As if the video-sharing phenomenon hasn’t been written about enough over the last year, I find myself yet again compelled to cover the next big thing in video that the blogosphere bandwagon has become infatuated with. Today, the talk of the town is the NBC/News Corp. partnership.
Excuse me a moment while I join the writer’s room here at Murdok in a collective yawn.
Revver, IFilm, DailyMotion – the list goes on and on of video sites that have sprung up across the Internet as a direct result of YouTube’s fantastic success. And with each new site that comes along, the discussion of whether or not it could possibly become a “YouTube Killer” inevitably follows.

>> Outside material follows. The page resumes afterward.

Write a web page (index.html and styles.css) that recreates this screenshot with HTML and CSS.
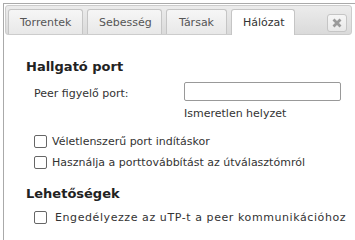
FILE: index.html
```html
<!DOCTYPE html>
<html lang="hu">
<head>
<meta charset="utf-8">
<link rel="stylesheet" href="styles.css">
</head>
<body>
<div class="dialog">
  <div class="tabbar">
    <ul class="tabs">
      <li class="tab">Torrentek</li>
      <li class="tab">Sebesség</li>
      <li class="tab">Társak</li>
      <li class="tab active">Hálózat</li>
    </ul>
    <button class="close" aria-label="Bezárás">
      <svg width="10" height="10" viewBox="0 0 10 10"><path d="M1.5 1.5 L8.5 8.5 M8.5 1.5 L1.5 8.5" stroke="#9a9a9a" stroke-width="2.8" stroke-linecap="butt"/></svg>
    </button>
  </div>
  <div class="content">
    <h3 class="section">Hallgató port</h3>
    <div class="row">
      <label class="label">Peer figyelő port:</label>
      <div class="field">
        <input class="input" type="text">
        <div class="status">Ismeretlen helyzet</div>
      </div>
    </div>
    <label class="check first"><span class="box"></span>Véletlenszerű port indításkor</label>
    <label class="check"><span class="box"></span>Használja a porttovábbítást az útválasztómról</label>
    <h3 class="section second">Lehetőségek</h3>
    <label class="check wide"><span class="box"></span>Engedélyezze az uTP-t a peer kommunikációhoz</label>
  </div>
</div>
</body>
</html>
```
FILE: styles.css
```css
html, body { margin: 0; padding: 0; background: #fff; }
body { font-family: "DejaVu Sans", Verdana, sans-serif; font-size: 11px; color: #333; overflow: hidden; height: 240px; }
.dialog {
  margin: 3px 0 0 3px;
  width: 352px;
  height: 237px;
  border-left: 1px solid #aaa;
  border-top: 1px solid #aaa;
  padding: 1px 0 0 1px;
  box-sizing: border-box;
  overflow: hidden;
}
.tabbar {
  width: 347px;
  height: 30px;
  box-sizing: border-box;
  border: 1px solid #ccc;
  border-radius: 3px;
  background: linear-gradient(#ececec, #dadada);
  display: flex;
  align-items: flex-end;
  justify-content: space-between;
  padding: 0 4px 0 2px;
}
.tabs { list-style: none; margin: 0; padding: 0; display: flex; gap: 4px; margin-bottom: -1px; }
.tab {
  height: 25px;
  box-sizing: border-box;
  border: 1px solid #c5c5c5;
  border-bottom: none;
  border-radius: 3px 3px 0 0;
  background: linear-gradient(#f6f6f6, #e8e8e8);
  color: #555;
  padding: 6px 11px 0;
  width: 75px;
  text-align: center;
}
.tab:nth-child(3) { width: 61px; }
.tab:nth-child(4) { width: 64px; }
.tab.active { background: #fff; height: 26px; color: #333; }
.close {
  width: 20px; height: 18px;
  margin-bottom: 2px;
  border: 1px solid #c5c5c5;
  border-radius: 3px;
  background: linear-gradient(#f6f6f6, #e8e8e8);
  display: flex; align-items: center; justify-content: center;
  padding: 0;
}
.content { padding: 16px 0 0 21px; }
.section { font-size: 13px; font-weight: bold; color: #222; margin: 8px 0 9px; }
.section.second { margin-top: 17px; margin-bottom: 10px; }
.row { display: flex; padding-left: 8px; }
.label { width: 150px; padding-top: 4px; }
.input { width: 157px; height: 19px; box-sizing: border-box; border: 1px solid #999; border-radius: 2px; margin: -1px 0 0; padding: 0; }
.status { margin-top: 6px; }
.check { display: flex; align-items: center; padding-left: 8px; margin-top: 8px; height: 13px; white-space: nowrap; }
.check.first { margin-top: 15px; }
.box { width: 11px; height: 11px; border: 1px solid #666; border-radius: 2px; margin-right: 5px; flex: none; }
.check.wide { letter-spacing: 0.58px; }
.check.wide .box { margin-right: 8px; }
```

At this point, is it even remotely reasonable to assume that any product could come along and send YouTube packing?
Don’t get me wrong; I’m not a YouTube apologist. I don’t spend hours a day plowing through the video libraries looking for the latest Renetto commentary or dredging up outtakes from the third season of Thundercats (okay, just that one time) to satiate some sort of urge for video satisfaction.
To think, however, that the mere mention of a new video site’s launch could immediately propel it into the status of “YouTube Killer” is patently absurd. YouTube isn’t going anywhere. Yes, the site has had its share of legal woes within the past few months, but Google has deep pockets; so don’t expect to see the site yanked from the Internet anytime soon.
Honestly folks, the Internet has room for two successful video sharing sites. Why does every new site that comes along immediately have to be assigned this obligatory title of “YouTube Killer” when, in reality, the site can be successful without even acknowledging YouTube’s presence, much less taking direct aim at the site for digital assassination.
Why are we so anxious for someone to kill YouTube, anyway? That’s the bigger question here.